松永和紀blog

科学情報の提供、時々私事

「ヨウ素摂取のため、おにぎりに海苔を巻く」情報の無責任

2011-03-16 14:52:07 | Weblog

 インターネットにさまざまな情報が溢れ、大きな混乱が起きているようだ。

 福島第一原子力発電所の事故による放射線漏れにかんして、「ヨウ素剤が効く。ヨウ素剤がなければ、ヨウ素が入っているうがい薬を飲めばいい。ヨウ素が多く含まれる昆布や海苔を食べるのもいい」などの説が氾濫している。

 ラジオで、チェルノブイリの事故の時に現地支援した医師が、「避難所のおにぎりに海苔を巻いてあげるだけで、子供への放射能被爆被害が軽減される」という趣旨を発言したそうで、生態学関係者のメーリングリストでも「TVに映るおにぎりに海苔が巻かれているか、注目しているところです。もし、避難関係に近い方がこれを読んでおられたら、ぜひ、担当の方にもお伝えしてみてください」という情報が流れている。

 

 とんでもない話だと私は思う。

 

 たしかに、事故で放射性ヨウ素が大量に空中に拡散し体の中に取り込んでしまう恐れがある場合、医師の指示に従ってヨウ素剤を予防的に飲むことに意味はある。放射性ヨウ素は甲状腺に蓄積し甲状腺がんなどのリスクを上げるため、あらかじめ放射線を発しない安定ヨウ素剤を服用し甲状腺に満たしておいて、放射性ヨウ素を取り込む量をできるだけ抑えるのだ。

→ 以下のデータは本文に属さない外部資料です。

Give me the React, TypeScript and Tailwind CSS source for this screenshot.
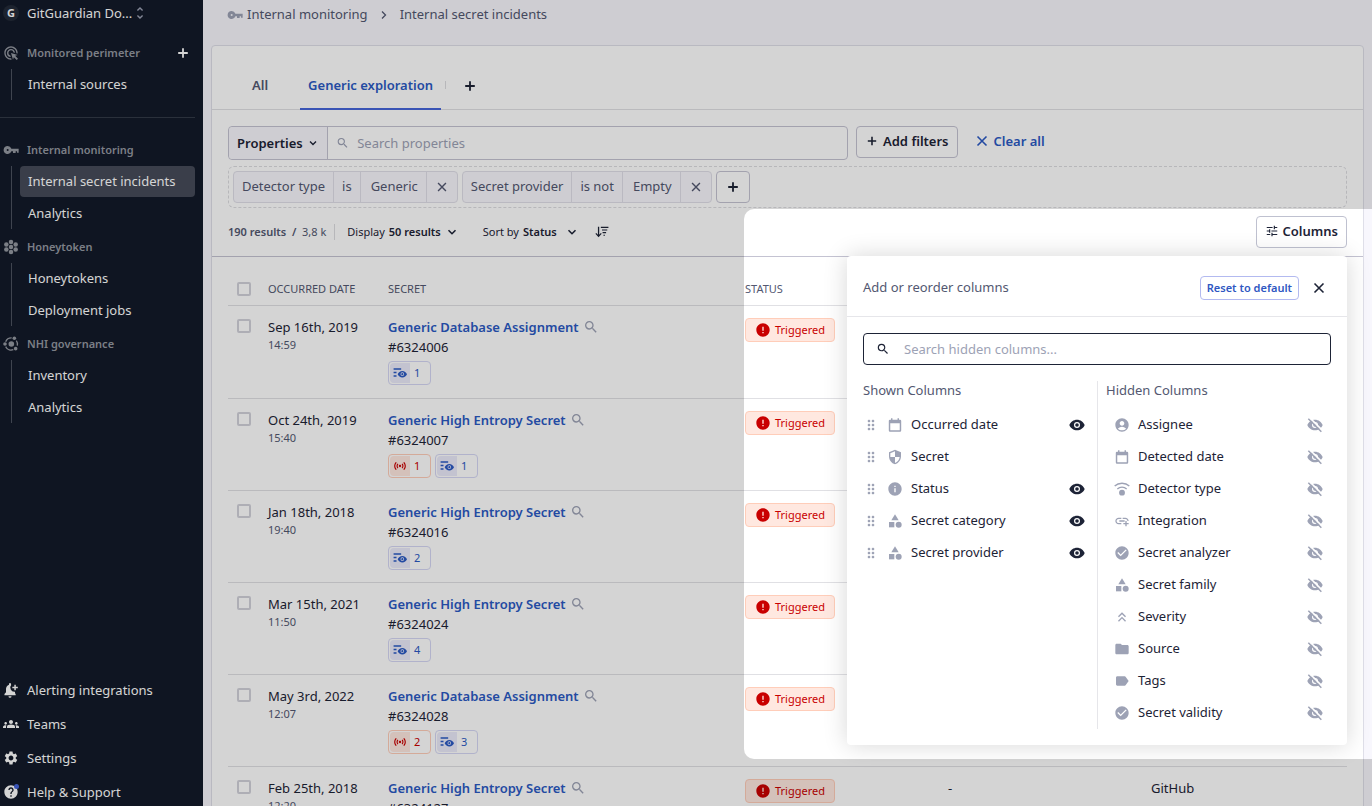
import { useState, type ComponentType, type ReactNode } from "react";
import clsx from "clsx";
import {
  MdAccountCircle,
  MdAddLink,
  MdAdsClick,
  MdCategory,
  MdCheckCircle,
  MdDragIndicator,
  MdError,
  MdFolder,
  MdGroups,
  MdHelp,
  MdInfo,
  MdKeyboardDoubleArrowUp,
  MdLabel,
  MdSearch,
  MdSecurity,
  MdSensors,
  MdSettings,
  MdTune,
  MdUnfoldMore,
} from "react-icons/md";

type IconType = ComponentType<{ className?: string }>;

// ─── Custom icons ────────────────────────────────────────────────────────────

function PlusIcon({ className }: { className?: string }) {
  return (
    <svg viewBox="0 0 16 16" stroke="currentColor" strokeWidth="1.8" className={className}>
      <path d="M8 3.200v9.600M3.200 8h9.600" />
    </svg>
  );
}

function CrossIcon({ className }: { className?: string }) {
  return (
    <svg viewBox="0 0 16 16" stroke="currentColor" strokeWidth="1.600" className={className}>
      <path d="M3.500 3.500l9 9M12.500 3.500l-9 9" />
    </svg>
  );
}

function ChevronDownIcon({ className }: { className?: string }) {
  return (
    <svg viewBox="0 0 16 16" fill="none" stroke="currentColor" strokeWidth="1.800" className={className}>
      <path d="M4 6l4 4 4-4" />
    </svg>
  );
}

function ChevronRightIcon({ className }: { className?: string }) {
  return (
    <svg viewBox="0 0 16 16" fill="none" stroke="currentColor" strokeWidth="1.300" className={className}>
      <path d="M6 4.500L9.500 8 6 11.500" />
    </svg>
  );
}

function KeyIcon({ className }: { className?: string }) {
  return (
    <svg viewBox="0 0 24 24" fill="currentColor" className={className}>
      <path
        fillRule="evenodd"
        d="M7 6a6 6 0 1 0 5.600 8H15v2.500h4V14h2v2h2.500V10H12.600A6 6 0 0 0 7 6zm0 7.500a1.500 1.500 0 1 1 0-3 1.500 1.500 0 0 1 0 3z"
      />
    </svg>
  );
}

function CalendarIcon({ className }: { className?: string }) {
  return (
    <svg viewBox="0 0 24 24" fill="currentColor" className={className}>
      <path
        fillRule="evenodd"
        d="M6 2h2.200v2h7.600V2H18v2h1.500A1.800 1.800 0 0 1 21.300 5.800v14.400a1.800 1.800 0 0 1-1.800 1.800h-15a1.800 1.800 0 0 1-1.800-1.800V5.800A1.800 1.800 0 0 1 4.500 4H6zM4.900 9.500v10.300h14.200V9.500z"
      />
    </svg>
  );
}

function EyeIcon({ className }: { className?: string }) {
  return (
    <svg viewBox="0 0 24 24" fill="currentColor" className={className}>
      <path
        fillRule="evenodd"
        d="M12 4C6.800 4 2.300 7.200.5 12c1.800 4.800 6.300 8 11.500 8s9.700-3.200 11.500-8C21.700 7.200 17.200 4 12 4zm0 12.500a4.500 4.500 0 1 1 0-9 4.500 4.500 0 0 1 0 9z"
      />
      <circle cx="12" cy="12" r="2.700" />
    </svg>
  );
}

function EyeOffIcon({ className }: { className?: string }) {
  return (
    <svg viewBox="0 0 24 24" fill="none" className={className}>
      <path
        fill="currentColor"
        fillRule="evenodd"
        d="M12 4C6.800 4 2.300 7.200.5 12c1.800 4.800 6.300 8 11.500 8s9.700-3.200 11.500-8C21.700 7.200 17.200 4 12 4zm0 12.500a4.500 4.500 0 1 1 0-9 4.500 4.500 0 0 1 0 9z"
      />
      <circle cx="12" cy="12" r="2.700" fill="currentColor" />
      <path d="M3.500.5l20 20" stroke="#fff" strokeWidth="2.400" />
      <path d="M2 2.500l19.500 19.500" stroke="currentColor" strokeWidth="2.200" />
    </svg>
  );
}

function HoneycombIcon({ className }: { className?: string }) {
  return (
    <svg viewBox="0 0 24 24" fill="currentColor" className={className}>
      <circle cx="12" cy="12" r="3.4" />
      <circle cx="12" cy="4.4" r="3.4" />
      <circle cx="12" cy="19.6" r="3.4" />
      <circle cx="5" cy="8.2" r="3.4" />
      <circle cx="19" cy="8.2" r="3.4" />
      <circle cx="5" cy="15.8" r="3.4" />
      <circle cx="19" cy="15.8" r="3.4" />
    </svg>
  );
}

function OrbitIcon({ className }: { className?: string }) {
  return (
    <svg viewBox="0 0 24 24" fill="none" stroke="currentColor" strokeWidth="2" className={className}>
      <path d="M4 8.500A9.300 9.300 0 0 1 13 2.800M20 7A9.300 9.300 0 0 1 21.500 14.500M15.500 20.600A9.300 9.300 0 0 1 4 16" />
      <g fill="currentColor" stroke="none">
        <circle cx="12.5" cy="12" r="4.2" />
        <circle cx="17" cy="3.400" r="2.700" />
        <circle cx="3" cy="12" r="2.700" />
        <circle cx="19" cy="19" r="2.700" />
      </g>
    </svg>
  );
}

function BellPlusIcon({ className }: { className?: string }) {
  return (
    <svg viewBox="0 0 24 24" fill="currentColor" className={className}>
      <path d="M10.500 23.500a2.300 2.300 0 0 0 2.300-2.300H8.200a2.300 2.300 0 0 0 2.300 2.300zM18 14.500A6.200 6.200 0 0 1 12.500 4.200L12 4V3a1.500 1.500 0 0 0-3 0v1C6 5 4.500 7.500 4.500 10.500V15.500L2.200 18V20H19V18l-1-1z" />
      <path d="M17 4h2.200v3h3v2.200h-3v3H17v-3h-3V7h3z" />
    </svg>
  );
}

function SortDescIcon({ className }: { className?: string }) {
  return (
    <svg viewBox="0 0 24 24" fill="currentColor" className={className}>
      <path d="M5 3h2.200v13.500L10 13.700l1.500 1.500L6.100 21 .7 15.200l1.500-1.500L5 16.500z" />
      <path d="M10 3h13v2H10zM12 7.500h9v2h-9zM13 12h6v2h-6zM14.500 16.500h2.500v2h-2.500z" />
    </svg>
  );
}

function ListEyeIcon({ className }: { className?: string }) {
  return (
    <svg viewBox="0 0 24 24" fill="currentColor" className={className}>
      <path d="M1 4h13v2.400H1zM1 10h5v2.400H1zM1 16h5v2.400H1z" />
      <path
        fillRule="evenodd"
        d="M16 8.500c-3.600 0-6.700 2.300-8 5.500 1.300 3.200 4.400 5.500 8 5.500s6.700-2.300 8-5.500c-1.300-3.200-4.400-5.500-8-5.500zm0 8.600a3.100 3.100 0 1 1 0-6.200 3.100 3.100 0 0 1 0 6.200z"
      />
      <circle cx="16" cy="14" r="1.800" />
    </svg>
  );
}

function DetectorIcon({ className }: { className?: string }) {
  return (
    <svg viewBox="0 0 24 24" fill="none" stroke="currentColor" strokeWidth="2" className={className}>
      <path d="M1 7.500C7 2 17 2 23 7.500M5 12c4-3.600 10-3.600 14 0" />
      <circle cx="12" cy="17.500" r="4.400" fill="currentColor" stroke="none" />
    </svg>
  );
}

// ─── Data ────────────────────────────────────────────────────────────────────

const SECTIONS: { title: string; icon: IconType; items: string[] }[] = [
  { title: "Internal monitoring", icon: KeyIcon, items: ["Internal secret incidents", "Analytics"] },
  { title: "Honeytoken", icon: HoneycombIcon, items: ["Honeytokens", "Deployment jobs"] },
  { title: "NHI governance", icon: OrbitIcon, items: ["Inventory", "Analytics"] },
];

const FOOTER_LINKS: { label: string; icon: IconType; dot?: boolean }[] = [
  { label: "Alerting integrations", icon: BellPlusIcon },
  { label: "Teams", icon: MdGroups },
  { label: "Settings", icon: MdSettings },
  { label: "Help & Support", icon: MdHelp, dot: true },
];

const INCIDENTS: {
  date: string;
  time: string;
  name: string;
  id: string;
  leaks?: number;
  seen?: number;
  category?: string;
  provider?: string;
}[] = [
  { date: "Sep 16th, 2019", time: "14:59", name: "Generic Database Assignment", id: "#6324006", seen: 1 },
  { date: "Oct 24th, 2019", time: "15:40", name: "Generic High Entropy Secret", id: "#6324007", leaks: 1, seen: 1 },
  { date: "Jan 18th, 2018", time: "19:40", name: "Generic High Entropy Secret", id: "#6324016", seen: 2 },
  { date: "Mar 15th, 2021", time: "11:50", name: "Generic High Entropy Secret", id: "#6324024", seen: 4 },
  { date: "May 3rd, 2022", time: "12:07", name: "Generic Database Assignment", id: "#6324028", leaks: 2, seen: 3 },
  {
    date: "Feb 25th, 2018",
    time: "12:20",
    name: "Generic High Entropy Secret",
    id: "#6324127",
    category: "-",
    provider: "GitHub",
  },
];

const SHOWN_COLUMNS: { label: string; icon: IconType; locked?: boolean }[] = [
  { label: "Occurred date", icon: CalendarIcon },
  { label: "Secret", icon: MdSecurity, locked: true },
  { label: "Status", icon: MdInfo },
  { label: "Secret category", icon: MdCategory },
  { label: "Secret provider", icon: MdCategory },
];

const HIDDEN_COLUMNS: { label: string; icon: IconType }[] = [
  { label: "Assignee", icon: MdAccountCircle },
  { label: "Detected date", icon: CalendarIcon },
  { label: "Detector type", icon: DetectorIcon },
  { label: "Integration", icon: MdAddLink },
  { label: "Secret analyzer", icon: MdCheckCircle },
  { label: "Secret family", icon: MdCategory },
  { label: "Severity", icon: MdKeyboardDoubleArrowUp },
  { label: "Source", icon: MdFolder },
  { label: "Tags", icon: MdLabel },
  { label: "Secret validity", icon: MdCheckCircle },
];

// ─── Sidebar ─────────────────────────────────────────────────────────────────

function SectionHeader({ icon: Icon, children }: { icon: IconType; children: ReactNode }) {
  return (
    <div className="flex h-[34px] items-center gap-2 pt-[2px] pl-[3px] text-[11px] font-semibold text-[#9599a2]">
      <Icon className="size-4 shrink-0" />
      {children}
    </div>
  );
}

function NavItems({ items, active }: { items: string[]; active?: string }) {
  return (
    <ul className="ml-[11px] flex flex-col gap-px border-l border-[#4c5260] pl-2">
      {items.map((item) => (
        <li key={item}>
          <a
            href="#"
            className={clsx(
              "flex h-[31px] items-center rounded px-2 pb-[2px]",
              item === active && "bg-[#464b59]",
            )}
          >
            {item}
          </a>
        </li>
      ))}
    </ul>
  );
}

function Sidebar() {
  return (
    <aside className="flex w-[203px] shrink-0 flex-col bg-[#131a29] pr-2 text-white">
      <button type="button" className="flex h-[26px] shrink-0 items-center pl-[3px]">
        <span className="flex size-4 items-center justify-center rounded-full bg-[#242b39] text-[11px] font-bold">
          G
        </span>
        <span className="ml-2">GitGuardian Do...</span>
        <MdUnfoldMore className="size-4 text-[#9da2b5]" />
      </button>

      <nav className="mt-[9px]">
        <div className="flex items-center justify-between pr-1">
          <SectionHeader icon={MdAdsClick}>Monitored perimeter</SectionHeader>
          <button type="button" aria-label="Add perimeter" className="pt-[2px]">
            <PlusIcon className="size-4" />
          </button>
        </div>
        <NavItems items={["Internal sources"]} />
        <hr className="mt-[17px] mb-[14px] border-[#333a48]" />
        {SECTIONS.map(({ title, icon, items }) => (
          <section key={title}>
            <SectionHeader icon={icon}>{title}</SectionHeader>
            <NavItems items={items} active="Internal secret incidents" />
          </section>
        ))}
      </nav>

      <ul className="-mb-[3px] mt-auto">
        {FOOTER_LINKS.map(({ label, icon: Icon, dot }) => (
          <li key={label}>
            <a href="#" className="flex h-[34px] items-center gap-2 pl-[3px]">
              <span className="relative">
                <Icon className="size-4" />
                {dot && <span className="absolute top-0 right-0 size-[5px] rounded-full bg-[#4666da]" />}
              </span>
              {label}
            </a>
          </li>
        ))}
      </ul>
    </aside>
  );
}

// ─── Filters ─────────────────────────────────────────────────────────────────

function FilterChip({ field, operator, value }: { field: string; operator: string; value: string }) {
  return (
    <div className="flex h-8 divide-x divide-[#e0dfe8] rounded border border-[#e0dfe8] bg-[#f8f7fd] text-[#535871]">
      <span className="flex items-center px-2 pb-[2px]">{field}</span>
      <span className="flex items-center px-2 pb-[2px]">{operator}</span>
      <span className="flex items-center pr-2 pb-[2px] pl-[10px]">{value}</span>
      <button type="button" aria-label="Remove filter" className="px-2">
        <CrossIcon className="size-[14px]" />
      </button>
    </div>
  );
}

function Filters() {
  return (
    <div className="px-4 pt-4">
      <div className="flex gap-2">
        <div className="flex h-[34px] w-[620px] rounded border border-[#c4c3d2]">
          <button
            type="button"
            className="flex items-center gap-1 rounded-l border-r border-[#c4c3d2] bg-[#f8f7fd] px-2 font-semibold"
          >
            Properties
            <ChevronDownIcon className="size-3" />
          </button>
          <div className="flex flex-1 items-center gap-2 px-2">
            <MdSearch className="size-[14px] text-[#9da2b5]" />
            <input
              type="text"
              aria-label="Search properties"
              placeholder="Search properties"
              className="w-full outline-none placeholder:text-[#9da2b5]"
            />
          </div>
        </div>
        <button
          type="button"
          className="flex h-8 items-center gap-1 rounded border border-[#c4c3d2] px-2 pb-[2px] font-semibold"
        >
          <PlusIcon className="size-[14px]" />
          Add filters
        </button>
        <button type="button" className="flex h-8 items-center gap-1 px-2 pb-[2px] font-semibold text-[#2b59c3]">
          <CrossIcon className="size-4" />
          Clear all
        </button>
      </div>

      <div className="mt-[6px] flex gap-1 rounded-md border border-dashed border-[#dcdce0] p-1">
        <FilterChip field="Detector type" operator="is" value="Generic" />
        <FilterChip field="Secret provider" operator="is not" value="Empty" />
        <button
          type="button"
          aria-label="Add filter"
          className="flex h-8 w-[34px] items-center justify-center rounded border border-[#c4c3d2]"
        >
          <PlusIcon className="size-4" />
        </button>
      </div>
    </div>
  );
}

// ─── Column picker ───────────────────────────────────────────────────────────

function ColumnsPanel() {
  const [query, setQuery] = useState("");
  const hidden = HIDDEN_COLUMNS.filter((c) => c.label.toLowerCase().includes(query.toLowerCase()));

  return (
    <div className="absolute top-10 right-0 z-10 w-[500px] rounded bg-white shadow-[0_0_24px_rgba(0,0,0,0.16)]">
      <div className="flex h-[61px] items-center border-b border-[#e6e6ea] px-4 pt-1">
        <span className="mr-auto pb-[2px] text-[#535871]">Add or reorder columns</span>
        <button
          type="button"
          className="h-6 rounded border border-[#b3baf0] px-[6px] text-[11px] font-semibold text-[#2f57c2]"
        >
          Reset to default
        </button>
        <button type="button" aria-label="Close" className="ml-3 pr-1">
          <CrossIcon className="size-4" />
        </button>
      </div>

      <div className="p-4">
        <div className="flex h-8 items-center gap-[14px] rounded border border-[#1d2336] px-3">
          <MdSearch className="size-[14px] shrink-0" />
          <input
            type="text"
            aria-label="Search hidden columns"
            value={query}
            onChange={(e) => setQuery(e.target.value)}
            placeholder="Search hidden columns..."
            className="w-full outline-none placeholder:text-[#9da2b5]"
          />
        </div>

        <div className="mt-4 flex">
          <div className="w-[235px] border-r border-[#e6e6ea] pr-3">
            <h3 className="pb-[10px] leading-[18px] text-[#535871]">Shown Columns</h3>
            <ul>
              {SHOWN_COLUMNS.map(({ label, icon: Icon, locked }) => (
                <li key={label} className="flex h-8 items-center">
                  <MdDragIndicator className="size-4 text-[#9da2b5]" />
                  <Icon className="mr-2 ml-2 size-4 text-[#9da2b5]" />
                  <span className="mr-auto pb-[2px]">{label}</span>
                  {!locked && (
                    <button type="button" aria-label={`Hide ${label}`}>
                      <EyeIcon className="size-4" />
                    </button>
                  )}
                </li>
              ))}
            </ul>
          </div>
          <div className="flex-1 pl-2">
            <h3 className="pb-[10px] leading-[18px] text-[#535871]">Hidden Columns</h3>
            <ul className="px-2">
              {hidden.map(({ label, icon: Icon }) => (
                <li key={label} className="flex h-8 items-center">
                  <Icon className="mr-2 size-4 text-[#9da2b5]" />
                  <span className="mr-auto pb-[2px]">{label}</span>
                  <button type="button" aria-label={`Show ${label}`}>
                    <EyeOffIcon className="size-4 text-[#9da2b5]" />
                  </button>
                </li>
              ))}
            </ul>
          </div>
        </div>
      </div>
    </div>
  );
}

function Toolbar() {
  return (
    <div className="flex h-[49px] items-center border-b border-[#c4c3d2] px-4 text-[11px]">
      <span className="font-semibold text-[#535871]">
        190 results&nbsp; /&nbsp; <span className="font-normal">3,8 k</span>
      </span>
      <span className="ml-2 h-4 border-l border-[#dcdce0]" />
      <button type="button" className="ml-3 flex items-center gap-1">
        Display <b className="font-semibold">50 results</b>
        <ChevronDownIcon className="size-[14px]" />
      </button>
      <button type="button" className="ml-6 flex items-center gap-1">
        Sort by <b className="font-semibold">Status</b>
        <ChevronDownIcon className="ml-1 size-[14px]" />
      </button>
      <button type="button" aria-label="Sort direction" className="ml-4">
        <SortDescIcon className="size-[14px]" />
      </button>

      <div className="relative ml-auto text-[13px]">
        <button
          type="button"
          className="flex h-8 items-center gap-1 rounded border border-[#bfc1d0] px-2 pb-[2px] font-semibold"
        >
          <MdTune className="size-[14px]" />
          Columns
        </button>
        <ColumnsPanel />
        {/* Spotlight: dims everything around the column picker */}
        <div className="pointer-events-none absolute -top-[7px] -right-10 z-20 h-[550px] w-[643px] rounded-[10px] shadow-[0_0_0_2000px_rgba(0,0,0,0.17)]" />
      </div>
    </div>
  );
}

// ─── Incident table ──────────────────────────────────────────────────────────

function CountTag({ icon: Icon, count, red }: { icon: IconType; count: number; red?: boolean }) {
  return (
    <span
      className={clsx(
        "flex h-6 w-[43px] items-center rounded border p-px text-[11px]",
        red ? "border-[#ffcdb9] text-[#c90000]" : "border-[#d5d7f5] text-[#2b59c3]",
      )}
    >
      <span
        className={clsx(
          "flex h-full w-5 items-center justify-center rounded-l-sm",
          red ? "bg-[#ffe8e0]" : "bg-[#ebebfa]",
        )}
      >
        <Icon className="size-[14px]" />
      </span>
      <span className="ml-1">{count}</span>
    </span>
  );
}

function Checkbox({ label }: { label: string }) {
  return (
    <input
      type="checkbox"
      aria-label={label}
      className="ml-[9px] block size-[14px] appearance-none rounded-[2px] border-2 border-[#d2d2da] checked:bg-[#4666da]"
    />
  );
}

function IncidentTable() {
  return (
    <div className="px-4 pt-4">
      <table className="w-full table-fixed text-left">
        <colgroup>
          <col className="w-10" />
          <col className="w-[120px]" />
          <col className="w-[357px]" />
          <col className="w-[203px]" />
          <col className="w-[203px]" />
          <col />
        </colgroup>
        <thead>
          <tr className="h-8 border-b border-[#e0e0e4] text-[11px] text-[#535871] uppercase">
            <th>
              <Checkbox label="Select all" />
            </th>
            <th className="font-normal">Occurred date</th>
            <th className="font-normal">Secret</th>
            <th className="font-normal">Status</th>
            <th aria-label="Secret category" />
            <th aria-label="Secret provider" />
          </tr>
        </thead>
        <tbody>
          {INCIDENTS.map((incident) => (
            <tr key={incident.id} className="h-[92px] border-b border-[#e0e0e4] align-top first:h-[93px]">
              <td className="pt-[13px]">
                <Checkbox label={`Select ${incident.id}`} />
              </td>
              <td className="pt-[11px]">
                <div className="leading-5">{incident.date}</div>
                <div className="text-[11px] leading-4 text-[#535871]">{incident.time}</div>
              </td>
              <td className="pt-[11px] pb-2">
                <div className="flex items-center gap-1 leading-5">
                  <a href="#" className="font-semibold text-[#2b59c3]">
                    {incident.name}
                  </a>
                  <MdSearch className="size-4 text-[#9da2b5]" />
                </div>
                <div className="leading-5">{incident.id}</div>
                <div className="mt-1 flex gap-1">
                  {incident.leaks && <CountTag icon={MdSensors} count={incident.leaks} red />}
                  {incident.seen && <CountTag icon={ListEyeIcon} count={incident.seen} />}
                </div>
              </td>
              <td className="pt-3">
                <span className="inline-flex h-6 items-center gap-1 rounded border border-[#ffcdb9] bg-[#ffe8e0] px-[9px] text-[11px] text-[#c90000]">
                  <MdError className="size-4" />
                  Triggered
                </span>
              </td>
              <td className="pt-[11px] leading-5">{incident.category}</td>
              <td className="pt-[11px] leading-5">{incident.provider}</td>
            </tr>
          ))}
        </tbody>
      </table>
    </div>
  );
}

// ─── Page ────────────────────────────────────────────────────────────────────

export default function App() {
  return (
    <div className="flex h-screen overflow-hidden font-['Noto_Sans',sans-serif] text-[13px] leading-5 text-[#1d2336]">
      <Sidebar />
      <main className="min-w-0 flex-1 bg-[#f8f7fd] px-2">
        <nav className="flex h-[45px] items-start gap-1 pt-1 pl-4 text-[#535871]">
          <KeyIcon className="mt-[3px] size-4 text-[#9da2b5]" />
          <a href="#">Internal monitoring</a>
          <ChevronRightIcon className="mx-1 mt-[3px] size-4" />
          <a href="#">Internal secret incidents</a>
        </nav>

        <div className="rounded border border-[#dfdfe9] bg-white">
          <div className="flex h-16 items-end border-b border-[#e0e0e4] pl-8 font-semibold">
            <button type="button" className="h-[47px] px-2 pb-[2px] text-[#535871]">
              All
            </button>
            <button
              type="button"
              className="-mb-px ml-6 h-12 border-b-2 border-[#4666da] px-2 text-[#2b59c3]"
            >
              Generic exploration
            </button>
            <span className="mb-5 ml-1 h-2 border-l border-[#dcdce0]" />
            <button type="button" aria-label="Add view" className="ml-4 h-[47px]">
              <PlusIcon className="size-4" />
            </button>
          </div>
          <Filters />
          <Toolbar />
          <IncidentTable />
        </div>
      </main>
    </div>
  );
}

 だがまず、現在は放射性ヨウ素が大量拡散している、という状況にはないし、そうした事態を招かないように関係者の懸命の努力が続いている。それに、安定ヨウ素剤の効果があるのは放射性ヨウ素に対してのみで、ほかの放射性物質には効かない。さらに、40歳以上については、放射性ヨウ素による甲状腺がん等の発生確率が増加しないため、安定ヨウ素剤を服用する必要はない、逆に言うと40歳以上は安定ヨウ素剤を飲んでも意味はない、とされている。

 ヨウ素剤を服用する場合も、放射性ヨウ素を体に取り込んでしまう直前、または直後に新生児で12.5mg、13歳以上40歳未満で100mgを1回に摂取するとされている。一方、食品中のヨウ素含有量はそれぞれ100gあたり、「あまのり焼きのり」2.1mg、「まこんぶ素干し」240mg、「カットわかめ」8.5mg(食品成分データベースより)。昆布や海苔などを1度に100gも食べるのは不可能であり、消化吸収に時間もかかり効果を期待できない。

 安定ヨウ素剤摂取の意味、食品からの摂取の問題点等については、原子力安全委員会原子力施設等防災専門部会の「原子力災害時における安定ヨウ素剤予防服用の考え方について」でも説明されている。

 

 国や県が万一に備えて安定ヨウ素剤を備えることに意味はある。しかし、おにぎりに海苔を巻いても食べても摂取できる量はごくわずかでしかない。「おにぎりに海苔を巻くだけで、子供への放射能被爆被害が軽減される」という言い方を完全否定はできないが、その効果は限りなくゼロに近い。

 なのに、避難所で懸命に炊き出しをしている人たちが「おにぎりに海苔を巻けない。子どもたちを救えない」などと思ってしまったら、これほど不幸なことはない。海苔を探して回り、貴重なガソリンを消費したり体力を消耗したり、というような事態もあってはならない。

 

 ヨウ素摂取は、過剰摂取を引き起こしやすい元素でもある。実際に、昆布の摂り過ぎによる不調や健康食品、サプリメントによる健康被害も報告されている。現在、ネット上では健康食品販売会社が「放射能を抑えるサプリ」などと宣伝しているが、惑わされるべきではない。

 

 うがい薬については、説明する必要もないだろう。ヨウ素の含有量は少なく、飲んだ場合の安全性など確認されていない。独立行政法人放射線医学総合研究所が「ヨウ素を含む消毒剤などを飲んではいけません -インターネット等に流れている根拠のない情報に注意-」を出している。

 なぜ、多くの人たちが無責任に情報を流してしまうのだろう。「一歩立ち止まってゆっくり考えること、調べること」を肝に銘じたい、と改めて思う。巨大地震と大津波で多くの人たちの命が奪われ、何十万人もの人々が避難生活を余儀なくされている。原子力発電所の事故が、社会を大きく揺るがしている。身を切られるような辛さを感じるが、でも、私は生きている。私にできることを粛々と実行するしかない。